start

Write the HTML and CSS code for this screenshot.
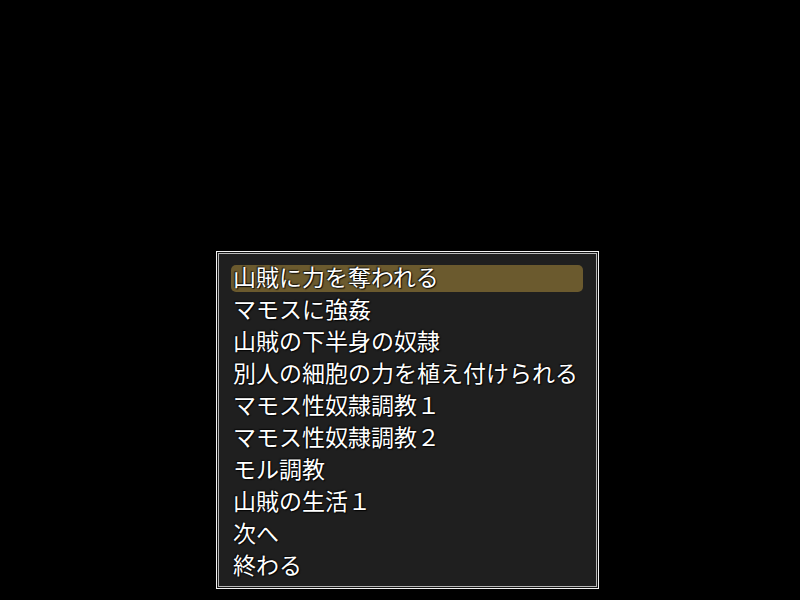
FILE: index.html
```html
<!DOCTYPE html>
<html lang="ja">
<head>
<meta charset="utf-8">
<link rel="stylesheet" href="styles.css">
</head>
<body>
<div class="stage">
  <div class="window">
    <ul class="menu">
      <li class="item selected">山賊に力を奪われる</li>
      <li class="item">マモスに強姦</li>
      <li class="item">山賊の下半身の奴隷</li>
      <li class="item">別人の細胞の力を植え付けられる</li>
      <li class="item">マモス性奴隷調教１</li>
      <li class="item">マモス性奴隷調教２</li>
      <li class="item">モル調教</li>
      <li class="item">山賊の生活１</li>
      <li class="item">次へ</li>
      <li class="item">終わる</li>
    </ul>
  </div>
</div>
</body>
</html>
```
FILE: styles.css
```css
html, body {
  margin: 0;
  padding: 0;
  background: #000;
  width: 800px;
  height: 600px;
  overflow: hidden;
}
.stage {
  padding: 251px 0 0 216px;
}
.window {
  box-sizing: border-box;
  width: 383px;
  height: 338px;
  background: #1f1f1f;
  border: 1px solid #f2f2f2;
  box-shadow: inset 0 0 0 1px #121212, inset 0 0 0 2px #b8b8b8;
  padding: 9px 15px 0 14px;
}
.menu {
  list-style: none;
  margin: 0;
  padding: 0;
  display: flex;
  flex-direction: column;
}
.item {
  position: relative;
  height: 32px;
  line-height: 30px;
  padding-left: 2px;
  font-family: "Noto Sans CJK JP", "Noto Sans", sans-serif;
  font-size: 23px;
  color: #ffffff;
  white-space: nowrap;
  text-shadow: 0 0 2px #000, 1px 1px 1px rgba(0,0,0,0.8), -1px -1px 1px rgba(0,0,0,0.6);
}
.item.selected::before {
  content: "";
  position: absolute;
  left: 0;
  right: 0;
  top: 4px;
  bottom: 1px;
  background: #6b5a2e;
  border-radius: 5px;
  z-index: -1;
}
.menu {
  position: relative;
  z-index: 0;
}
```
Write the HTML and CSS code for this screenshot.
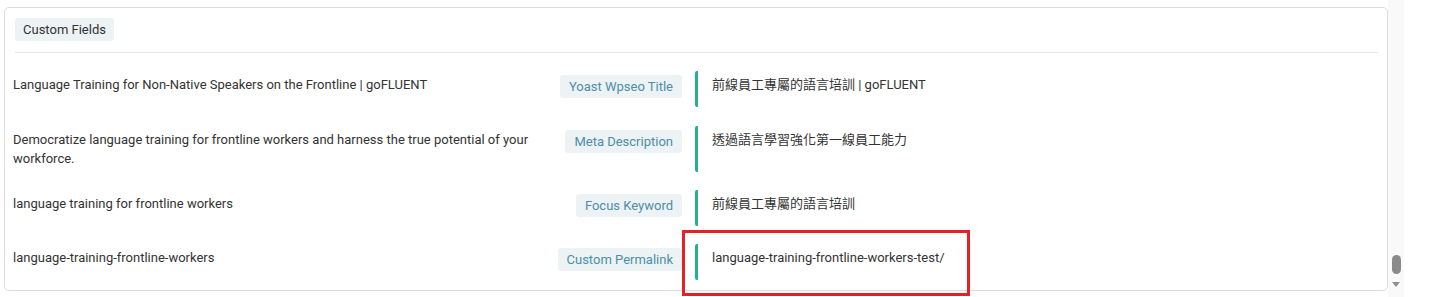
FILE: index.html
```html
<!DOCTYPE html>
<html lang="en">
<head>
  <meta charset="UTF-8">
  <title>Custom Fields</title>
  <link rel="stylesheet" href="styles.css">
</head>
<body>
<div class="page">
  <div class="card">
    <div class="cardHead">
      <span class="tag">Custom Fields</span>
    </div>
    <div class="fieldList">
      <div class="fieldRow">
        <div class="source">Language Training for Non-Native Speakers on the Frontline | goFLUENT</div>
        <div class="label"><span class="tag field">Yoast Wpseo Title</span></div>
        <div class="value">前線員工專屬的語言培訓 | goFLUENT</div>
      </div>
      <div class="fieldRow">
        <div class="source">Democratize language training for frontline workers and harness the true potential of your workforce.</div>
        <div class="label"><span class="tag field">Meta Description</span></div>
        <div class="value">透過語言學習強化第一線員工能力</div>
      </div>
      <div class="fieldRow">
        <div class="source">language training for frontline workers</div>
        <div class="label"><span class="tag field">Focus Keyword</span></div>
        <div class="value">前線員工專屬的語言培訓</div>
      </div>
      <div class="fieldRow marked">
        <div class="source">language-training-frontline-workers</div>
        <div class="label"><span class="tag field">Custom Permalink</span></div>
        <div class="value">language-training-frontline-workers-test/</div>
        <div class="highlight"></div>
      </div>
    </div>
  </div>
  <div class="scrollTrack">
    <div class="thumb"></div>
    <div class="arrow"></div>
  </div>
</div>
</body>
</html>
```

FILE: styles.css
```css
/*base*/
html, body {
  margin: 0;
  padding: 0;
  background: #fff;
}
body {
  font-family: Roboto, "Noto Sans CJK TC", sans-serif;
  font-size: 13px;
  color: #333;
}

.page {
  display: flex;
  height: 297px;
  padding-left: 4px;
  box-sizing: border-box;
}

.card {
  width: 1384px;
  margin-top: 7px;
  height: 284px;
  box-sizing: border-box;
  border: 1px solid #dcdcdc;
  border-radius: 5px;
}

.cardHead {
  margin: 0 9px 0 10px;
  padding: 10px 0 11px;
  border-bottom: 1px solid #e6e6e6;
}

.tag {
  display: inline-block;
  height: 23px;
  line-height: 23px;
  padding: 0 8px;
  border-radius: 3px;
  background-color: #edf2f4;
}

.tag.field {
  padding: 0 9px;
  color: #4b8fa9;
}

.fieldList {
  margin-top: 18px;
}

.fieldRow {
  display: grid;
  grid-template-columns: 522px 134px 1fr;
  column-gap: 13px;
  padding: 0 0 0 8px;
  margin-bottom: 18px;
  position: relative;
  align-items: stretch;
}

.fieldRow:first-child {
  margin-bottom: 19px;
}

.fieldRow > div {
  line-height: 19px;
}

.source {
  padding: 4px 0;
}

.label {
  padding-top: 4px;
  text-align: right;
}

.value {
  min-height: 36px;
  box-sizing: border-box;
  padding: 4px 0 4px 14px;
  border-left: 3px solid #27b08e;
  border-radius: 2px;
}

.highlight {
  position: absolute;
  left: 677px;
  top: -14px;
  width: 288px;
  height: 66px;
  box-sizing: border-box;
  border: 3px solid #e52127;
}

.scrollTrack {
  width: 16px;
  background: #f9f9f9;
  display: flex;
  flex-direction: column;
  align-items: center;
  padding-top: 255px;
  box-sizing: border-box;
}

.thumb {
  width: 9px;
  height: 19px;
  border-radius: 5px;
  background: #8a8a8a;
}

.arrow {
  margin-top: 8px;
  width: 0;
  height: 0;
  border-left: 4px solid transparent;
  border-right: 4px solid transparent;
  border-top: 5px solid #8f8f8f;
}
```
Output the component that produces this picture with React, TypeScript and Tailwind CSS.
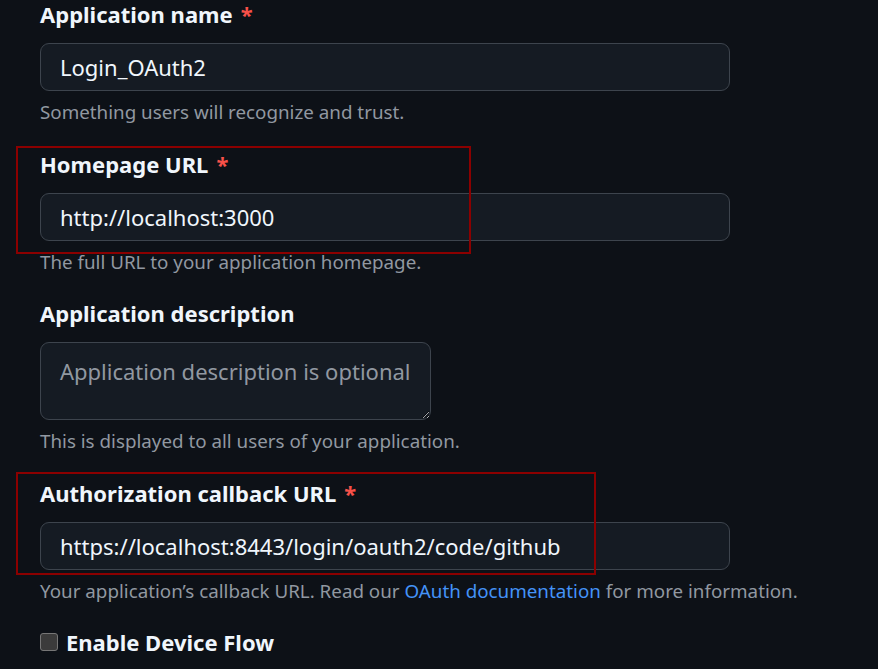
import React from "react";

const font = { fontFamily: '"Noto Sans", "Open Sans", sans-serif' };

interface FieldProps {
  label: string;
  required?: boolean;
  help: React.ReactNode;
  children: React.ReactNode;
}

function Field({ label, required, help, children }: FieldProps) {
  return (
    <div className="mb-[23.5px]">
      <label className="block h-[30px] text-[22px] font-bold leading-[28px] text-[#f0f6fc]">
        {label}
        {required && <span className="ml-[8px] text-[#f85149]">*</span>}
      </label>
      <div className="mt-[13px]">{children}</div>
      <p className="mt-[8px] text-[18.8px] leading-[27px] text-[#9198a1]">{help}</p>
    </div>
  );
}

function TextInput({ value }: { value: string }) {
  return (
    <input
      readOnly
      value={value}
      className="block h-[48px] w-[690px] rounded-[9px] border border-[#3d444d] bg-[#151b23] px-[19px] text-[22px] text-[#f0f6fc] outline-none"
      style={font}
    />
  );
}

export default function App() {
  return (
    <div className="relative min-h-[669px] w-full overflow-hidden bg-[#0d1117]" style={font}>
      <div className="px-[40px] pt-0">
        <Field label="Application name" required help="Something users will recognize and trust.">
          <TextInput value="Login_OAuth2" />
        </Field>

        <Field label="Homepage URL" required help="The full URL to your application homepage.">
          <TextInput value="http://localhost:3000" />
        </Field>

        <Field label="Application description" help="This is displayed to all users of your application.">
          <textarea
            readOnly
            placeholder="Application description is optional"
            className="block h-[78px] w-[391px] resize-y rounded-[9px] border border-[#3d444d] bg-[#151b23] px-[19px] pt-[13px] text-[22px] leading-[31px] text-[#f0f6fc] outline-none placeholder:text-[#9198a1] [color-scheme:dark]"
            style={font}
          />
        </Field>

        <Field
          label="Authorization callback URL"
          required
          help={
            <>
              Your application’s callback URL. Read our{" "}
              <a className="text-[#4493f8]">OAuth documentation</a> for more information.
            </>
          }
        >
          <TextInput value="https://localhost:8443/login/oauth2/code/github" />
        </Field>

        <div className="mt-[3px] flex items-center gap-[8px]">
          <span className="block h-[18px] w-[18px] rounded-[3px] border border-[#767676] bg-[#3b3b3b]" />
          <span className="text-[22px] font-bold leading-[28px] text-[#f0f6fc]">Enable Device Flow</span>
        </div>
      </div>

      {/* annotation boxes */}
      <div className="pointer-events-none absolute left-[16px] top-[146px] h-[108px] w-[455px] border-2 border-[#8b0000]" />
      <div className="pointer-events-none absolute left-[16px] top-[472px] h-[103px] w-[580px] border-2 border-[#8b0000]" />
    </div>
  );
}
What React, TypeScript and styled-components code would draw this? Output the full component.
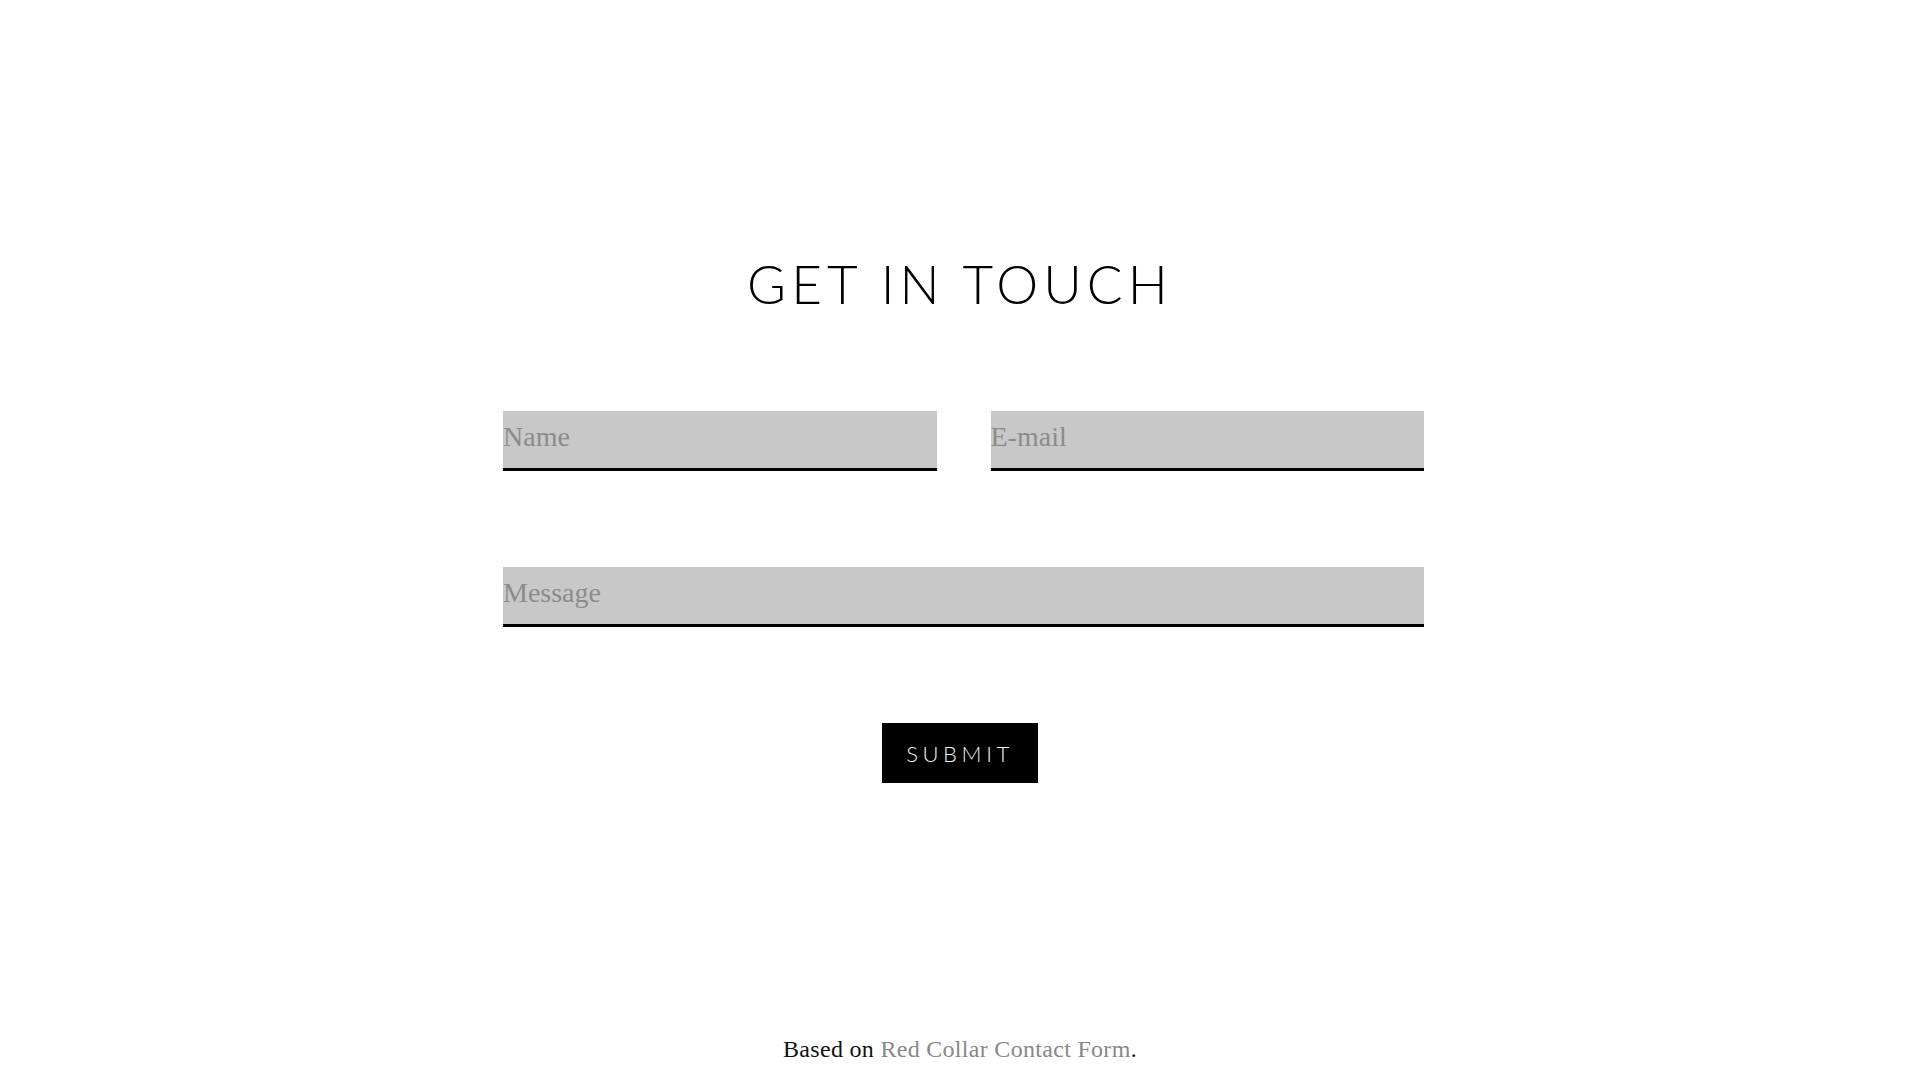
import React from 'react';
import styled, { createGlobalStyle } from 'styled-components';

const GlobalStyle = createGlobalStyle`
  html, body {
    margin: 0;
    padding: 0;
    background: #ffffff;
  }

  body {
    font-family: 'Liberation Serif', 'Times New Roman', serif;
    color: #000000;
  }

  * {
    box-sizing: border-box;
  }
`;

function App(): React.ReactElement {
  return (
    <>
      <GlobalStyle />
      <Page>
        <Title>GET IN TOUCH</Title>
        <Form onSubmit={(e) => e.preventDefault()}>
          <Row $columns={2}>
            <Field type="text" placeholder="Name" />
            <Field type="email" placeholder="E-mail" />
          </Row>
          <Row $columns={1}>
            <Field type="text" placeholder="Message" />
          </Row>
          <SubmitButton type="submit">SUBMIT</SubmitButton>
        </Form>
        <Footer>
          Based on <FooterLink href="#">Red Collar Contact Form</FooterLink>.
        </Footer>
      </Page>
    </>
  );
}

const Page = styled.main`
  display: flex;
  flex-direction: column;
  align-items: center;
  padding-top: 257px;
  min-height: 100vh;
`;

const Title = styled.h1`
  margin: 0;
  font-family: Lato, 'Open Sans', sans-serif;
  font-weight: 300;
  font-size: 53px;
  line-height: 1;
  letter-spacing: 5.1px;
  color: #000000;
`;

const Form = styled.form`
  display: flex;
  flex-direction: column;
  align-items: center;
  gap: 96px;
  width: 921px;
  margin: 101px 0 0 7px;
`;

const Row = styled.div<{ $columns: number }>`
  display: grid;
  grid-template-columns: repeat(${({ $columns }) => $columns}, 1fr);
  column-gap: 54px;
  width: 100%;
`;

const Field = styled.input`
  display: block;
  width: 100%;
  height: 60px;
  margin: 0;
  padding: 0 0 6px 0;
  border: none;
  border-bottom: 3px solid #000000;
  border-radius: 0;
  background: #c8c8c8;
  font-family: 'Liberation Serif', 'Times New Roman', serif;
  font-size: 28px;
  color: #333333;
  outline: none;

  &::placeholder {
    color: #8c8c8c;
  }
`;

const SubmitButton = styled.button`
  width: 156px;
  height: 60px;
  margin: 0 0 0 -7px;
  padding: 0;
  border: none;
  border-radius: 0;
  background: #000000;
  color: #f0f0f0;
  font-family: Lato, 'Open Sans', sans-serif;
  font-weight: 300;
  font-size: 22px;
  letter-spacing: 4.6px;
  cursor: pointer;
`;

const Footer = styled.p`
  margin: 253px 0 0 0;
  font-family: 'Liberation Serif', 'Times New Roman', serif;
  font-size: 24px;
  letter-spacing: 0.3px;
  color: #111111;
`;

const FooterLink = styled.a`
  color: #888888;
  text-decoration: none;
`;

export default App;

end

Copy out every line of the listing that includes the string "components".

▶ [Response]
What React, TypeScript and styled-components code would draw this? Output the full component.
import styled, { createGlobalStyle } from 'styled-components';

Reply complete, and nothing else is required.